Wasn't the 21.5 simply as smaller version of the 27" in the prior generation?
No. Well, you could say that of the higher-end 21.5" models vs. the lower-end 27" models, but the 27" range goes up to i9, 10 core models with powerful GPUs that were never available in 21" form.

The new 24" M1 iMac may displace some of the lower-end 27" models - but it represents le limits of the M1 SoC and people who are running heavy multiprocessing loads, need more RAM, want to connect more than one external display or need the sort of GPU power offered by the high-end options on the Intel iMac will need something better than an M1.

It's quite possible that the 5k replacement will also take in the iMac Pro - the i9 iMac was already challenging it for some workloads, and it is unclear whether Apple are going to engineer some "great divide" between "consumer" and "workstation" chips equivalent to Intel's Core i vs. Xeon distinction (which is being undermined by AMD, anyway...)

In short, the reason the 27" replacement isn't here yet is that it will need "Apple Silicon Pro" (argue amongst yourselves as to whether that will be called M1x or M2).

Bear in mind that, although the M1 iMac beats out some of the 5k iMac models on (carefully selected) benchmarks, it represents a "downgrade" even from the 21.5 in terms of RAM (the 21.5" had a 32GB option, the M1 relies on two on-package LPDDR4 modules which, I think, currently limits it to 24GB even if Apple produce a new option) and number of external displays (the 21.5" could support 2 external 4k displays, the M1 can only support one, even though it can now go up to 6k).

...and while the M1s Thunderbolt connectivity is excellent (better than any of the old iMacs now that each port has its own controller and you will shortly be able to get multiport TB4 hubs) adding any more USB3 ports, SD cards, etc. to a M1 machine would mean leaching off that TB3 bandwidth. An M2 could provide more PCIe/USB and/or Thunderbolt lanes for extra built-in ports.

Do you really need all this RAM? My iMac has 48GB of RAM and has zero swap file in use but it's still slower than my 13" M1 MBP.

...but that's the wrong comparison. The real question is, how would the M1 perform if it had 48GB of RAM? Or, how much would a M2 with 2-3 times as many cores as an M1 have its throughput limited by only having 16GB of RAM to keep those cores fed? It does look like swapping doesn't impact an M1 system as badly as it does on Intel - but RAM is still an order of magnitude faster than SSD so it will be slowing things down. Plus there's the SSD wear issue, should you be running RAM-heavy workloads day after day.

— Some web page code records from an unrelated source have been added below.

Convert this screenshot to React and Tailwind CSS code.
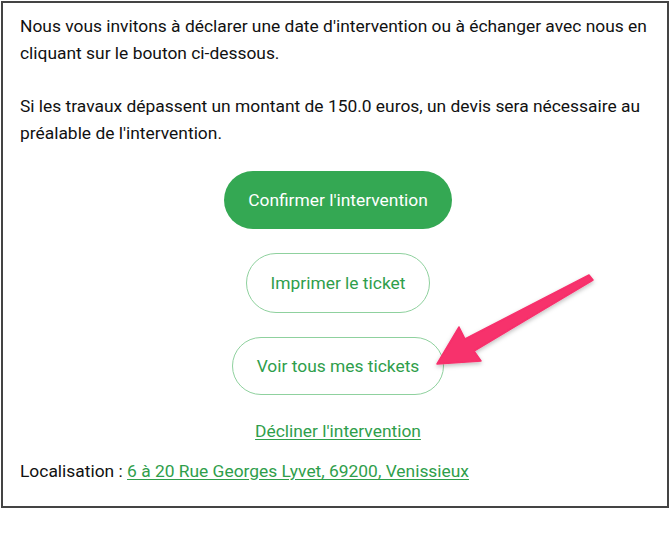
import React from "react";

export default function App() {
  return (
    <div className="relative w-[670px] h-[535px] bg-white" style={{ fontFamily: "Roboto, 'Noto Sans', sans-serif" }}>
      <div className="absolute left-[1px] top-[1px] w-[668px] h-[507px] border-2 border-[#444] box-border">
        <div className="pl-[17px] pr-[11px] pt-[10px] text-[17.4px] leading-[27px] text-[#111]">
          <p>
            Nous vous invitons à déclarer une date d'intervention ou à échanger avec nous en cliquant sur le bouton ci-dessous.
          </p>
          <p className="mt-[26px]">
            Si les travaux dépassent un montant de 150.0 euros, un devis sera nécessaire au préalable de l'intervention.
          </p>
          <div className="flex flex-col items-center mt-[24px] gap-[24px]">
            <button className="h-[58px] px-6 rounded-full bg-[#34a853] text-white text-[17.4px]">
              Confirmer l'intervention
            </button>
            <button className="h-[60px] px-6 rounded-full border border-[#8fd19e] text-[#2f9e4b] text-[17.4px] bg-white">
              Imprimer le ticket
            </button>
            <button className="h-[58px] px-6 rounded-full border border-[#8fd19e] text-[#2f9e4b] text-[17.4px] bg-white">
              Voir tous mes tickets
            </button>
          </div>
          <div className="mt-[23px] text-center">
            <a href="#" className="text-[#2f9e4b] underline underline-offset-2">Décliner l'intervention</a>
          </div>
          <p className="mt-[13px]">
            Localisation :{" "}
            <a href="#" className="text-[#2f9e4b] underline underline-offset-2">6 à 20 Rue Georges Lyvet, 69200, Venissieux</a>
          </p>
        </div>
      </div>
      <svg className="absolute left-0 top-0 pointer-events-none" width="670" height="535" viewBox="0 0 670 535">
        <defs>
          <filter id="sh" x="-20%" y="-20%" width="140%" height="140%">
            <feDropShadow dx="0" dy="2" stdDeviation="2" floodColor="#000" floodOpacity="0.25" />
          </filter>
        </defs>
        <polygon
          points="589,275 593,280 474,351 481,361 437,364 459,327 465,339"
          fill="#f7306c"
          stroke="#f7306c"
          strokeWidth="1.5"
          strokeLinejoin="round"
          filter="url(#sh)"
        />
      </svg>
    </div>
  );
}
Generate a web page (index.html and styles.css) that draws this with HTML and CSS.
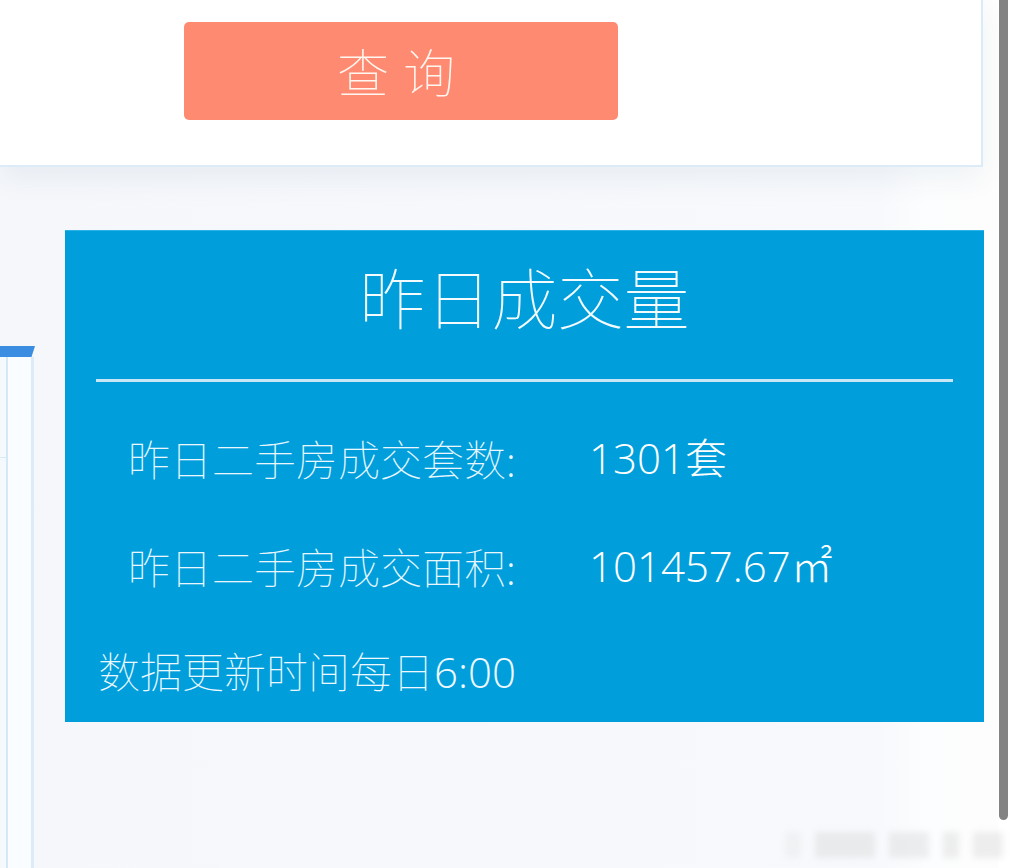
FILE: index.html
```html
<!DOCTYPE html>
<html lang="zh-CN">
<head>
<meta charset="utf-8">
<title>昨日成交量</title>
<link rel="stylesheet" href="styles.css">
</head>
<body>
<div class="app">
  <div class="query-card">
    <button class="query-btn" type="button">查询</button>
  </div>
  <div class="content">
    <div class="side">
      <div class="side-bar"></div>
      <div class="side-box">
        <div class="side-inner"></div>
      </div>
    </div>
    <section class="panel">
      <h1 class="panel-title">昨日成交量</h1>
      <div class="panel-line"></div>
      <div class="stats">
        <div class="stat-row">
          <span class="stat-label">昨日二手房成交套数:</span>
          <span class="stat-value">1301套</span>
        </div>
        <div class="stat-row">
          <span class="stat-label">昨日二手房成交面积:</span>
          <span class="stat-value">101457.67㎡</span>
        </div>
      </div>
      <div class="panel-note">数据更新时间每日<span class="num">6:00</span></div>
    </section>
  </div>
  <div class="watermark">
    <span class="wm wm-a"></span><span class="wm wm-b"></span><span class="wm wm-c"></span><span class="wm wm-d"></span><span class="wm wm-e"></span>
  </div>
</div>
<div class="scrollbar"></div>
</body>
</html>
```

FILE: styles.css
```css
html, body {
  margin: 0;
  padding: 0;
  width: 1017px;
  height: 868px;
  overflow: hidden;
  background: #ffffff;
  font-family: "Liberation Sans", "Noto Sans CJK SC", sans-serif;
}

.app {
  position: relative;
  width: 998px;
  height: 868px;
  background: linear-gradient(to right, #f5f7fb 0px, #f7f9fc 880px, #fcfdfe 925px, #fdfdfd 998px);
}

.query-card {
  box-sizing: border-box;
  width: 983px;
  height: 167px;
  background: #ffffff;
  border-right: 2px solid #dcebf8;
  border-bottom: 2px solid #dcebf8;
  box-shadow: 0 12px 28px rgba(20, 60, 110, 0.06);
  padding-top: 22px;
  padding-left: 184px;
}

.query-btn {
  display: block;
  width: 434px;
  height: 98px;
  border: none;
  border-radius: 5px;
  background: #ff8a72;
  color: #fff7ef;
  font-family: "Noto Sans CJK SC", sans-serif;
  font-weight: 100;
  font-size: 52px;
  letter-spacing: 14px;
  text-indent: 4px;
  padding: 0;
  line-height: 98px;
}

.content {
  display: flex;
  align-items: flex-start;
  margin-top: 63px;
}

.side {
  width: 35px;
  margin-top: 116px;
}

.side-bar {
  height: 11px;
  background: #3a8de0;
  clip-path: polygon(0 0, 100% 0, 90% 100%, 0 100%);
}

.side-box {
  box-sizing: border-box;
  width: 34px;
  height: 520px;
  background: #fafdff;
  border-right: 3px solid #dbebf7;
}

.side-inner {
  box-sizing: border-box;
  width: 8px;
  height: 100%;
  background: #f4f9fd;
  border-right: 2px solid #d5e8f5;
  background-image: linear-gradient(#dbe9f3, #dbe9f3);
  background-size: 100% 1px;
  background-position: 0 100px;
  background-repeat: no-repeat;
}

.panel {
  box-sizing: border-box;
  width: 919px;
  height: 492px;
  margin-left: 30px;
  background: #009fdc;
  border-top: 1px solid #2bb2e6;
  color: #ffffff;
  padding: 24px 0 0 0;
}

.panel-title {
  margin: 0;
  font-family: "Noto Sans CJK SC", sans-serif;
  font-weight: 100;
  font-size: 66px;
  line-height: 80px;
  text-align: center;
  color: #f4fbff;
}

.panel-line {
  height: 3px;
  margin: 44px 31px 0 31px;
  background: #c7e7f7;
}

.stats {
  padding: 22px 0 0 63px;
}

.stat-row {
  display: flex;
  height: 108px;
  line-height: 108px;
  font-size: 42px;
}

.stat-label {
  width: 461px;
  font-family: "Noto Sans CJK SC", sans-serif;
  font-weight: 100;
  color: #eaf7ff;
}

.stat-value {
  font-family: "Open Sans", "Noto Sans CJK SC", sans-serif;
  font-weight: 300;
  color: #ffffff;
}

.panel-note {
  margin-top: 20px;
  padding-left: 33px;
  font-family: "Noto Sans CJK SC", sans-serif;
  font-size: 42px;
  line-height: 60px;
  font-weight: 100;
  color: #eef9ff;
}

.num {
  font-family: "Open Sans", sans-serif;
  font-weight: 300;
}

.watermark {
  position: absolute;
  left: 785px;
  top: 832px;
  display: flex;
  gap: 14px;
  filter: blur(3px);
  opacity: 0.3;
}

.wm {
  display: block;
  height: 26px;
  background: #c9c9c9;
}
.wm-a { width: 16px; background: #e0e0e0; }
.wm-b { width: 60px; }
.wm-c { width: 40px; }
.wm-d { width: 16px; }
.wm-e { width: 30px; }

.scrollbar {
  position: absolute;
  left: 999px;
  top: 0;
  width: 9px;
  height: 820px;
  background: #838383;
  border-radius: 0 0 5px 5px;
}
```
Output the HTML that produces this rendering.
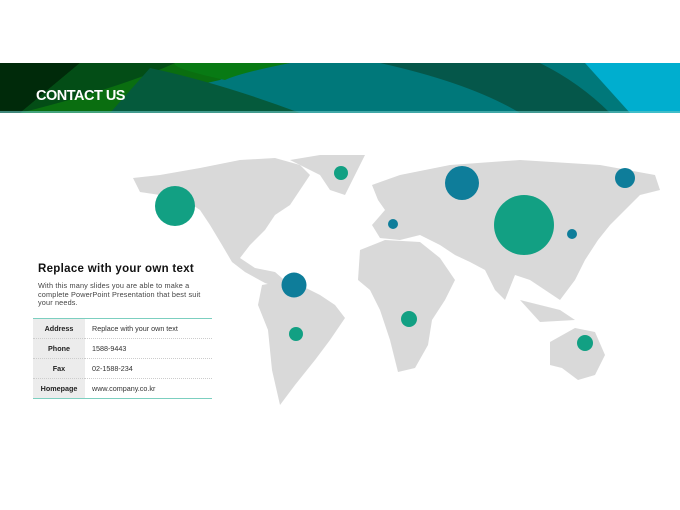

...because while it is great, and extremely impressive, that the tiny, ultra-low-power M1 can give far larger, power-hungry Intel systems a run for their money, Apple's job with the M2 is not to make computers "as good as (or a bit better than if you cherry-pick)" the Intel Macs they replace. Rather, the M2 machines should, ideally, thrash 10-core i9s and AMD 5700XTs by the same margin that the M1 hammers the Intel ultra-mobile/iGPU offerings.

Realistically, I think we'll see diminishing returns - since power/performance is ARM's super-power - but I think Apple should be able to produce something that will deliver severe buyer's remorse to anybody who rushed our and bought a M1 machine because it was a bit faster than their 5k iMac.

That said, I don't doubt that a lot of people have bought more RAM than they need, even on Intel. 16GB goes a long way - but if you need more, you need more.

Also, folks, it is 2021 and having 32GB or 64GB of RAM in a $2000+ computer shouldn't be an indulgent luxury that you have to carefully justify because Apple wants $200 to add $50 (retail) worth of RAM. There's a bit more excuse in laptops that use LPDDR, which has to be soldered, and the M1 which gains some power advantage from integrating the chips into the package, but even on the Intel 5k iMac they want $200 to supply two bog standard 8k SODIMMs ($90 retail for the pair from Crucial) - in place of 4k ones (probably about $50 if Crucial even bothered to sell them) - so I doubt that they're cuttin' their own throats on the M1 RAM upgrades.

...unfortunately I doubt the handy RAM hatch on the 5k iMac will survive, although there's no particular need to use ultra-low-powered LPDDR on a desktop machine. AFAIK the ultra-short leads thing is primarily about speed/power trade-off.
 
I don't think the new, larger iMac will be an "iMac Pro" model. I think that was a one-off to bridge the gap between the old trashcan and the new cheese grater.

But I do think that the new 30" (if we're to believe Bloomberg) will be available in several configurations, possibly down from something comparable to the 24" up to pro levels (64GB-4TB style). Which is why I'm waiting. It's all fine to have fast swap when you're doing office tasks, which I'm doing with my 16GB M1 mini. But I would use my 30" iMac for music production. No good having lots of virtual synths when you need to swap because RAM is too small. You can't do it realtime when the system needs to swap synths to SSD. Like the person using all the Adobe apps. I have plenty of machines at work with 64GB for video editing and we're actually upgrading an older one (non-mac) from 32GB to 64 at the moment.

Apple doesn't need to choose between an entry level and a pro level 30" iMac. They can produce both. Entry-ish level specs, then upgrades to get to pro level.